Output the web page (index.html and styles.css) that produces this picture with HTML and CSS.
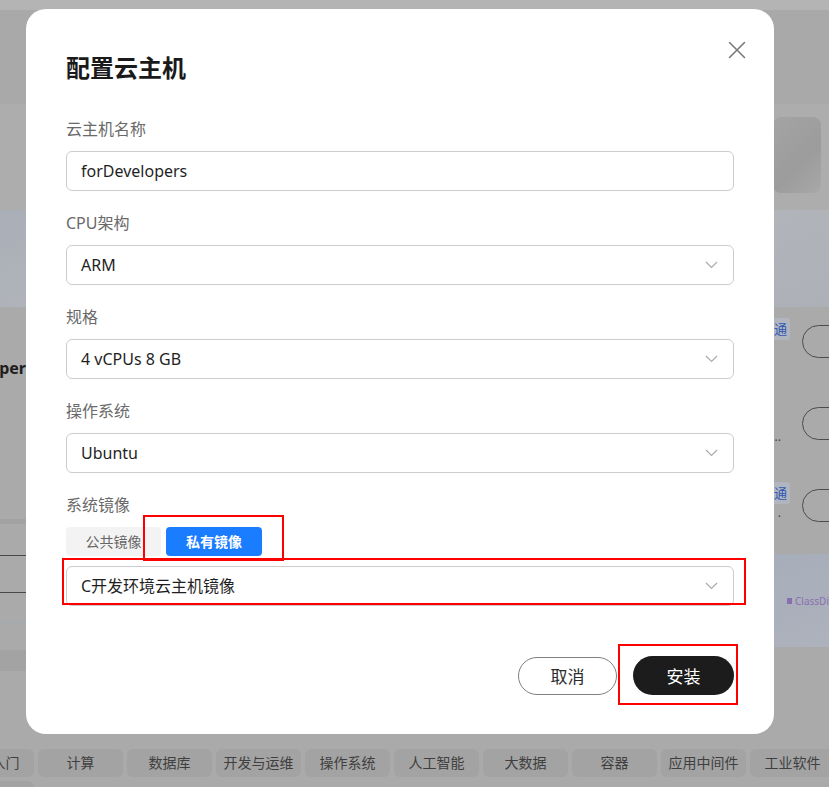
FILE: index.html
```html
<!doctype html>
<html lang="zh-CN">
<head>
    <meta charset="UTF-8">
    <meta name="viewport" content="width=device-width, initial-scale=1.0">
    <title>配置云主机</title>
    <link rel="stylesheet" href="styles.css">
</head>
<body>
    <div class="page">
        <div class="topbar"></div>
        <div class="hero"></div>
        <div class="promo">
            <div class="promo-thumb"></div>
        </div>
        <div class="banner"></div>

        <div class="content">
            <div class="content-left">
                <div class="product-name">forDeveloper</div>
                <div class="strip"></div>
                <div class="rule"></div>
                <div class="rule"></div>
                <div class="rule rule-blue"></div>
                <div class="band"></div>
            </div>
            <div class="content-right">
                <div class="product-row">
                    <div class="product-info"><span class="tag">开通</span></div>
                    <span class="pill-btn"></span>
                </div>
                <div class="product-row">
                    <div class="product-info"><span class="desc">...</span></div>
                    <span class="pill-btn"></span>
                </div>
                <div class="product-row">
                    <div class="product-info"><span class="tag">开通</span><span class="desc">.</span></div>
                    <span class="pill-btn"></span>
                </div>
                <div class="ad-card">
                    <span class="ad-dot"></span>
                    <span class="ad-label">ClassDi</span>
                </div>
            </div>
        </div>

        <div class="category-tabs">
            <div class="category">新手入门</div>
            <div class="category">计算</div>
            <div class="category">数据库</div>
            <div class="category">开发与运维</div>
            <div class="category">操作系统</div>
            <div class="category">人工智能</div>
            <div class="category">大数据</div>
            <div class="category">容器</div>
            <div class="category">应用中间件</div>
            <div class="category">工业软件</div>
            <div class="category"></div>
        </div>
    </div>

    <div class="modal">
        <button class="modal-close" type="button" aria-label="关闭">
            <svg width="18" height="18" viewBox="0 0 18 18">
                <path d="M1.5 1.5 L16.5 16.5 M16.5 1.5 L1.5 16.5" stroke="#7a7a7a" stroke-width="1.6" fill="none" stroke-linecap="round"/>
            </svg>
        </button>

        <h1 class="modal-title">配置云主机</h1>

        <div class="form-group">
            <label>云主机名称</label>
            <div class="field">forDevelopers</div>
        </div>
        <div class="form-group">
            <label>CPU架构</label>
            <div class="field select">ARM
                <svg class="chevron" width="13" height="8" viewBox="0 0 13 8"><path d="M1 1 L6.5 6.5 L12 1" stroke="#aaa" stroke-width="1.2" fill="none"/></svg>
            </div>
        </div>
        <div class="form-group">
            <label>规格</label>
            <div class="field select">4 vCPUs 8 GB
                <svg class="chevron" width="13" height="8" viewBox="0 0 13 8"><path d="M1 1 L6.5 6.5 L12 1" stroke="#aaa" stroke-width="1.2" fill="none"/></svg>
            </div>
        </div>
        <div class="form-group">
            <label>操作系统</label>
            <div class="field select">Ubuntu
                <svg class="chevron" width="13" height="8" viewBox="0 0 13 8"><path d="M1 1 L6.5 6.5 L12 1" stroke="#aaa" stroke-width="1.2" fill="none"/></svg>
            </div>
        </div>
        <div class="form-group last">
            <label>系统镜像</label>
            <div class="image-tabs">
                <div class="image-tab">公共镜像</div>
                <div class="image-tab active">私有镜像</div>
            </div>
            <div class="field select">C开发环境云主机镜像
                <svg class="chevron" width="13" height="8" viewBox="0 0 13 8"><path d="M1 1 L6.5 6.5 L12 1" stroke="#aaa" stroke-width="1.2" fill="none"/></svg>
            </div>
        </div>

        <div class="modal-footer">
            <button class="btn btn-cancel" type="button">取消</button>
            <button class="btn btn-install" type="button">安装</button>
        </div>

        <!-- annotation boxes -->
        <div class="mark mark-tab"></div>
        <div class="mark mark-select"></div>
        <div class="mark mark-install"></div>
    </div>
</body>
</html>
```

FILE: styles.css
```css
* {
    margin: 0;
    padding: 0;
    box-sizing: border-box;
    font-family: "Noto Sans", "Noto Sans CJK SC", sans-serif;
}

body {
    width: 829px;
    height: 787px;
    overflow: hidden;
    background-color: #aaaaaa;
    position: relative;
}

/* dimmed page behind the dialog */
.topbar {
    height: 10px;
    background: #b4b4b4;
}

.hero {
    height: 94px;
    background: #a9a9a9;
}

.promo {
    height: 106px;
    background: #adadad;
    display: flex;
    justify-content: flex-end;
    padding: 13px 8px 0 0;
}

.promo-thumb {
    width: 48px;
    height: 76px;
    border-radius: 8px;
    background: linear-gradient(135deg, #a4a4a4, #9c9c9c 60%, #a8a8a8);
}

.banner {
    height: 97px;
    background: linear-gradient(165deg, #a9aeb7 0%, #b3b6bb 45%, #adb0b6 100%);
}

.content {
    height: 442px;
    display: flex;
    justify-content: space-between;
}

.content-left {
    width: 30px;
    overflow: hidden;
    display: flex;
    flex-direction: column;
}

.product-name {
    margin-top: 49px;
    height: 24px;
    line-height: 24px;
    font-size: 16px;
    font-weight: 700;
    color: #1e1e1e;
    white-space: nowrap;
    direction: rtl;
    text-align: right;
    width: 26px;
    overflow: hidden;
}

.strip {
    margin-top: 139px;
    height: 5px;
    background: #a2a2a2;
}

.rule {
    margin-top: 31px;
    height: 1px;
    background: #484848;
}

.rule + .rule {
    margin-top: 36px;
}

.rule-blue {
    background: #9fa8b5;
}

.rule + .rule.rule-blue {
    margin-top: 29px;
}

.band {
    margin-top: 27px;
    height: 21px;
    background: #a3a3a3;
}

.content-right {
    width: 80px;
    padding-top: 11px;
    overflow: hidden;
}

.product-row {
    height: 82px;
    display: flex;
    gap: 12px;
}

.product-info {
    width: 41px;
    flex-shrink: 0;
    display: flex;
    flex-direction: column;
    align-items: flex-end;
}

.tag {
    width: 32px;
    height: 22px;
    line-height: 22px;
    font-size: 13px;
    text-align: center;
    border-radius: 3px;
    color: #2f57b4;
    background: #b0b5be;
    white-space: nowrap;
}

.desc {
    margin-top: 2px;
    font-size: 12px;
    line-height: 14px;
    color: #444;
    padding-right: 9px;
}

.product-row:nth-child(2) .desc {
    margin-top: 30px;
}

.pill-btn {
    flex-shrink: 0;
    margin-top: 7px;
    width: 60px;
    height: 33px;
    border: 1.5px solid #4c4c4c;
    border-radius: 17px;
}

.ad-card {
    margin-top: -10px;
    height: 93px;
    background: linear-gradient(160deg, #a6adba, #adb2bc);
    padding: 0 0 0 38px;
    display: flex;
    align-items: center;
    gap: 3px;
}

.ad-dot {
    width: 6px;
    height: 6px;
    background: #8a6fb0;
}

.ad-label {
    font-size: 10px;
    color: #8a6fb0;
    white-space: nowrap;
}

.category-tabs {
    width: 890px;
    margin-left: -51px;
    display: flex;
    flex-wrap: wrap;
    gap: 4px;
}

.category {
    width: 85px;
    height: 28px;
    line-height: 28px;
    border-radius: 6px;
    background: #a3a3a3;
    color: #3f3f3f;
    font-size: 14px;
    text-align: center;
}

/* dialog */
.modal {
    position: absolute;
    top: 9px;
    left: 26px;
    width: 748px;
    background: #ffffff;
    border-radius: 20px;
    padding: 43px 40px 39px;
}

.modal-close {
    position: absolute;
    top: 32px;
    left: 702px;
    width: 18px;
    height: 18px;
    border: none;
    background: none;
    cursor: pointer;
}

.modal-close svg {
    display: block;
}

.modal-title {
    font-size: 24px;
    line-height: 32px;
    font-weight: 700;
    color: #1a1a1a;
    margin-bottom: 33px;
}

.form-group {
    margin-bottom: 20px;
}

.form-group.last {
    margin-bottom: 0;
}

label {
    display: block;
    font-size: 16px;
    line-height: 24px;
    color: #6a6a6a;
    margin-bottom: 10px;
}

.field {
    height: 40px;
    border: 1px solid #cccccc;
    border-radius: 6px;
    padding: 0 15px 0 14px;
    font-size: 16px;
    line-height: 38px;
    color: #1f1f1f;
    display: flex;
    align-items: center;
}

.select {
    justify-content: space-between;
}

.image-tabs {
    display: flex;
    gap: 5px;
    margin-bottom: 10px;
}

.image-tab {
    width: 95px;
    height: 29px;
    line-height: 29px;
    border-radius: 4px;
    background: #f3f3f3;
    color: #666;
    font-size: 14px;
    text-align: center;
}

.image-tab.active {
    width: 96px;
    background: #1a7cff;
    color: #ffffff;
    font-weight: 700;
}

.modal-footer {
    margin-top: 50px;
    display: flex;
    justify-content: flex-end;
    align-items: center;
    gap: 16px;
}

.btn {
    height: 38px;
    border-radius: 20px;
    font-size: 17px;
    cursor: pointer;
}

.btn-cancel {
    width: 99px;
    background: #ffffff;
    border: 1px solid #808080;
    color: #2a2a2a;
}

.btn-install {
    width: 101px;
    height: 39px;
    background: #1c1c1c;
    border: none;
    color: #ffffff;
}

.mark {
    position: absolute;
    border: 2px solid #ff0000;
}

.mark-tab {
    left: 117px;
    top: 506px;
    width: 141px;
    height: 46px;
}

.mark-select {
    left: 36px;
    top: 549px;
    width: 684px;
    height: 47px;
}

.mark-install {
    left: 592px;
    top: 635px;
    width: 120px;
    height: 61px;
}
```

_Required task_
The word "page" appears in how many lines of the data? Answer with only the number.

_Task output_
3